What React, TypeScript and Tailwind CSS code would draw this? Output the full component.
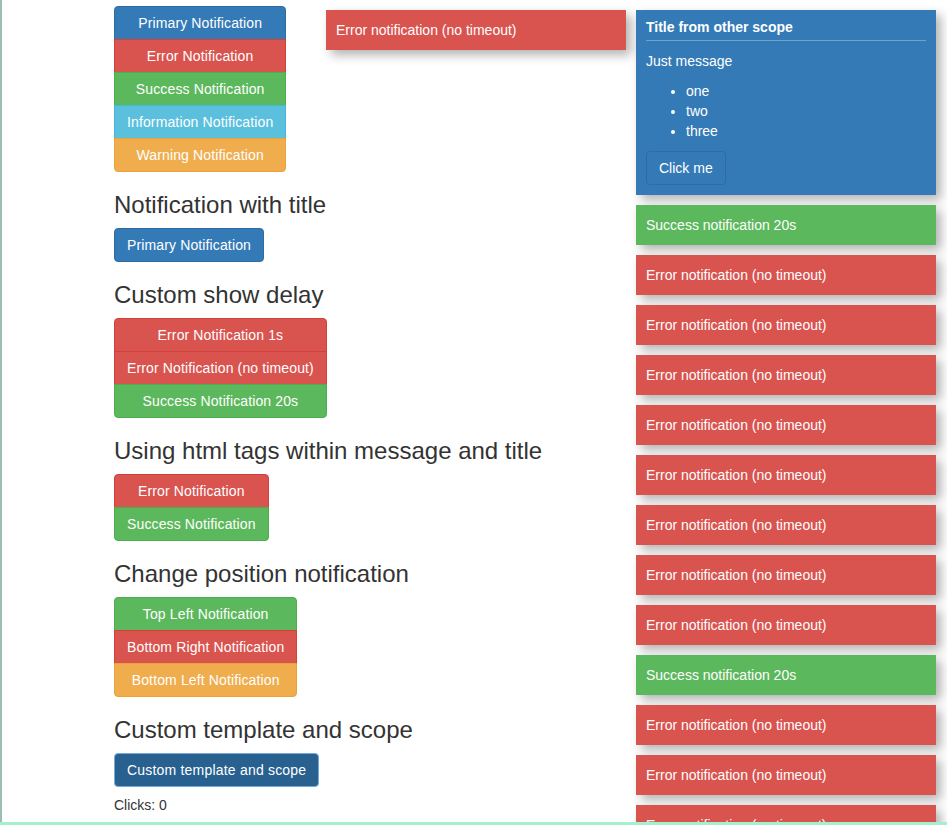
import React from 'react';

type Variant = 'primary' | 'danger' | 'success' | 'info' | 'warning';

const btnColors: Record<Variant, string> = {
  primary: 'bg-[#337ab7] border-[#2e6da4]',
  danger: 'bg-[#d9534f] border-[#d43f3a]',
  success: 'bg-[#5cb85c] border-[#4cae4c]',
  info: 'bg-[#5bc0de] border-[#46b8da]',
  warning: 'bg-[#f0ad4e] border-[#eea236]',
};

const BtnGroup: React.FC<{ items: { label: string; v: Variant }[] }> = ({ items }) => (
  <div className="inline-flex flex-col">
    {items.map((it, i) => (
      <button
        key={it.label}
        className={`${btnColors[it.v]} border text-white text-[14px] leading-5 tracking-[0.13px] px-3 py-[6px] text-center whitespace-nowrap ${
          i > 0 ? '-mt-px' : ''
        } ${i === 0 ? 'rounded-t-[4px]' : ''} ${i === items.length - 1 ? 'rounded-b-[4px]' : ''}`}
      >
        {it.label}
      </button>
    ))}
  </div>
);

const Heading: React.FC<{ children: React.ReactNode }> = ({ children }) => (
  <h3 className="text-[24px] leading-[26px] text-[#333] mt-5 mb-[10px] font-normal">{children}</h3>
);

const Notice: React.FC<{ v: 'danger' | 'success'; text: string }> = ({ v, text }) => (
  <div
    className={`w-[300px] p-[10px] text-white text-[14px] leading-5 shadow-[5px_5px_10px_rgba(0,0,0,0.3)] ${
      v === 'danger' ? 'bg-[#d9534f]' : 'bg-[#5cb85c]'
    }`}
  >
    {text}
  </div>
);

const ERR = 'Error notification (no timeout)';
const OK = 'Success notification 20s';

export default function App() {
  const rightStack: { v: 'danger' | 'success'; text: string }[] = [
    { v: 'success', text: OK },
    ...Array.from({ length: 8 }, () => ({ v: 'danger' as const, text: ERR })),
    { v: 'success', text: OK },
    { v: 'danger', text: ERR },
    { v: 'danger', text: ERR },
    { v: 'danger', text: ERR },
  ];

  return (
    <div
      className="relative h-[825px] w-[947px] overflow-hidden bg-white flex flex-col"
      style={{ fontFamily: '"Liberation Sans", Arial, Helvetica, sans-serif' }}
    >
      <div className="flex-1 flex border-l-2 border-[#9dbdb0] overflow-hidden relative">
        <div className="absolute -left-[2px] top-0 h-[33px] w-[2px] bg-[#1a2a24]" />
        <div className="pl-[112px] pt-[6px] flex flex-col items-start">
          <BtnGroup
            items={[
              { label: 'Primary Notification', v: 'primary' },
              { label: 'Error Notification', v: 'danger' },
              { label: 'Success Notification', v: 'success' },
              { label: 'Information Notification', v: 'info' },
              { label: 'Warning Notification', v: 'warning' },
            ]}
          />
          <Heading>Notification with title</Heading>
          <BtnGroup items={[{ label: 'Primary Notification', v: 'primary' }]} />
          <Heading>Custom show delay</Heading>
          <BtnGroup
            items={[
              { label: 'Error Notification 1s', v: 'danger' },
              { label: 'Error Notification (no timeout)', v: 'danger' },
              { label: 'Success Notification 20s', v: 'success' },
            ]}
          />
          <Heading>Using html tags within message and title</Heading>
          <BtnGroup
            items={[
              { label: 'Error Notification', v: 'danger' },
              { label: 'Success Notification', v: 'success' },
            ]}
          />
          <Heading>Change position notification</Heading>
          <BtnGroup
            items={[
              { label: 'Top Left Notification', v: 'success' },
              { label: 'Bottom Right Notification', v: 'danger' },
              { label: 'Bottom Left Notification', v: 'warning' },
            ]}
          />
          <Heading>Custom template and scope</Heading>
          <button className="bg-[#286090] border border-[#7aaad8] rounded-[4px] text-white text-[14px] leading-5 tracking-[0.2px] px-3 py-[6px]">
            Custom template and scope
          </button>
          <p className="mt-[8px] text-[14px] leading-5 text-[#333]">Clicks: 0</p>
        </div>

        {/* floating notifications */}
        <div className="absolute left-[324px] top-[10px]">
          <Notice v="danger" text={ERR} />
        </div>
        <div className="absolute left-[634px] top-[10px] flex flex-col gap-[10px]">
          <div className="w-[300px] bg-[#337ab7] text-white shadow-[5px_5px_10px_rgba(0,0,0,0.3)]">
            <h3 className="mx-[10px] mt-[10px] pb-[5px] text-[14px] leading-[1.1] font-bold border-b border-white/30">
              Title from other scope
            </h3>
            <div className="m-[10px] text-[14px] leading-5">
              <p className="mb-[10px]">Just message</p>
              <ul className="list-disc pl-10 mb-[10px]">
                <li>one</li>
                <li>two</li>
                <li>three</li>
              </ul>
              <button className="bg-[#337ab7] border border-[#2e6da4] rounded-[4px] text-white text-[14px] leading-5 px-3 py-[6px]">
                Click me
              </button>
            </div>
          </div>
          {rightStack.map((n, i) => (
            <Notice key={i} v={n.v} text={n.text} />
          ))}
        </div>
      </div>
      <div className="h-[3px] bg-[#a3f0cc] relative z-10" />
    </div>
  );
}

____

TASK GOAL
Skip every picture and transcribe the data above exactly.

WRITTEN SOLUTION
What React, TypeScript and Tailwind CSS code would draw this? Output the full component.
import React from 'react';

type Variant = 'primary' | 'danger' | 'success' | 'info' | 'warning';

const btnColors: Record<Variant, string> = {
  primary: 'bg-[#337ab7] border-[#2e6da4]',
  danger: 'bg-[#d9534f] border-[#d43f3a]',
  success: 'bg-[#5cb85c] border-[#4cae4c]',
  info: 'bg-[#5bc0de] border-[#46b8da]',
  warning: 'bg-[#f0ad4e] border-[#eea236]',
};

const BtnGroup: React.FC<{ items: { label: string; v: Variant }[] }> = ({ items }) => (
  <div className="inline-flex flex-col">
    {items.map((it, i) => (
      <button
        key={it.label}
        className={`${btnColors[it.v]} border text-white text-[14px] leading-5 tracking-[0.13px] px-3 py-[6px] text-center whitespace-nowrap ${
          i > 0 ? '-mt-px' : ''
        } ${i === 0 ? 'rounded-t-[4px]' : ''} ${i === items.length - 1 ? 'rounded-b-[4px]' : ''}`}
      >
        {it.label}
      </button>
    ))}
  </div>
);

const Heading: React.FC<{ children: React.ReactNode }> = ({ children }) => (
  <h3 className="text-[24px] leading-[26px] text-[#333] mt-5 mb-[10px] font-normal">{children}</h3>
);

const Notice: React.FC<{ v: 'danger' | 'success'; text: string }> = ({ v, text }) => (
  <div
    className={`w-[300px] p-[10px] text-white text-[14px] leading-5 shadow-[5px_5px_10px_rgba(0,0,0,0.3)] ${
      v === 'danger' ? 'bg-[#d9534f]' : 'bg-[#5cb85c]'
    }`}
  >
    {text}
  </div>
);

const ERR = 'Error notification (no timeout)';
const OK = 'Success notification 20s';

export default function App() {
  const rightStack: { v: 'danger' | 'success'; text: string }[] = [
    { v: 'success', text: OK },
    ...Array.from({ length: 8 }, () => ({ v: 'danger' as const, text: ERR })),
    { v: 'success', text: OK },
    { v: 'danger', text: ERR },
    { v: 'danger', text: ERR },
    { v: 'danger', text: ERR },
  ];

  return (
    <div
      className="relative h-[825px] w-[947px] overflow-hidden bg-white flex flex-col"
      style={{ fontFamily: '"Liberation Sans", Arial, Helvetica, sans-serif' }}
    >
      <div className="flex-1 flex border-l-2 border-[#9dbdb0] overflow-hidden relative">
        <div className="absolute -left-[2px] top-0 h-[33px] w-[2px] bg-[#1a2a24]" />
        <div className="pl-[112px] pt-[6px] flex flex-col items-start">
          <BtnGroup
            items={[
              { label: 'Primary Notification', v: 'primary' },
              { label: 'Error Notification', v: 'danger' },
              { label: 'Success Notification', v: 'success' },
              { label: 'Information Notification', v: 'info' },
              { label: 'Warning Notification', v: 'warning' },
            ]}
          />
          <Heading>Notification with title</Heading>
          <BtnGroup items={[{ label: 'Primary Notification', v: 'primary' }]} />
          <Heading>Custom show delay</Heading>
          <BtnGroup
            items={[
              { label: 'Error Notification 1s', v: 'danger' },
              { label: 'Error Notification (no timeout)', v: 'danger' },
              { label: 'Success Notification 20s', v: 'success' },
            ]}
          />
          <Heading>Using html tags within message and title</Heading>
          <BtnGroup
            items={[
              { label: 'Error Notification', v: 'danger' },
              { label: 'Success Notification', v: 'success' },
            ]}
          />
          <Heading>Change position notification</Heading>
          <BtnGroup
            items={[
              { label: 'Top Left Notification', v: 'success' },
              { label: 'Bottom Right Notification', v: 'danger' },
              { label: 'Bottom Left Notification', v: 'warning' },
            ]}
          />
          <Heading>Custom template and scope</Heading>
          <button className="bg-[#286090] border border-[#7aaad8] rounded-[4px] text-white text-[14px] leading-5 tracking-[0.2px] px-3 py-[6px]">
            Custom template and scope
          </button>
          <p className="mt-[8px] text-[14px] leading-5 text-[#333]">Clicks: 0</p>
        </div>

        {/* floating notifications */}
        <div className="absolute left-[324px] top-[10px]">
          <Notice v="danger" text={ERR} />
        </div>
        <div className="absolute left-[634px] top-[10px] flex flex-col gap-[10px]">
          <div className="w-[300px] bg-[#337ab7] text-white shadow-[5px_5px_10px_rgba(0,0,0,0.3)]">
            <h3 className="mx-[10px] mt-[10px] pb-[5px] text-[14px] leading-[1.1] font-bold border-b border-white/30">
              Title from other scope
            </h3>
            <div className="m-[10px] text-[14px] leading-5">
              <p className="mb-[10px]">Just message</p>
              <ul className="list-disc pl-10 mb-[10px]">
                <li>one</li>
                <li>two</li>
                <li>three</li>
              </ul>
              <button className="bg-[#337ab7] border border-[#2e6da4] rounded-[4px] text-white text-[14px] leading-5 px-3 py-[6px]">
                Click me
              </button>
            </div>
          </div>
          {rightStack.map((n, i) => (
            <Notice key={i} v={n.v} text={n.text} />
          ))}
        </div>
      </div>
      <div className="h-[3px] bg-[#a3f0cc] relative z-10" />
    </div>
  );
}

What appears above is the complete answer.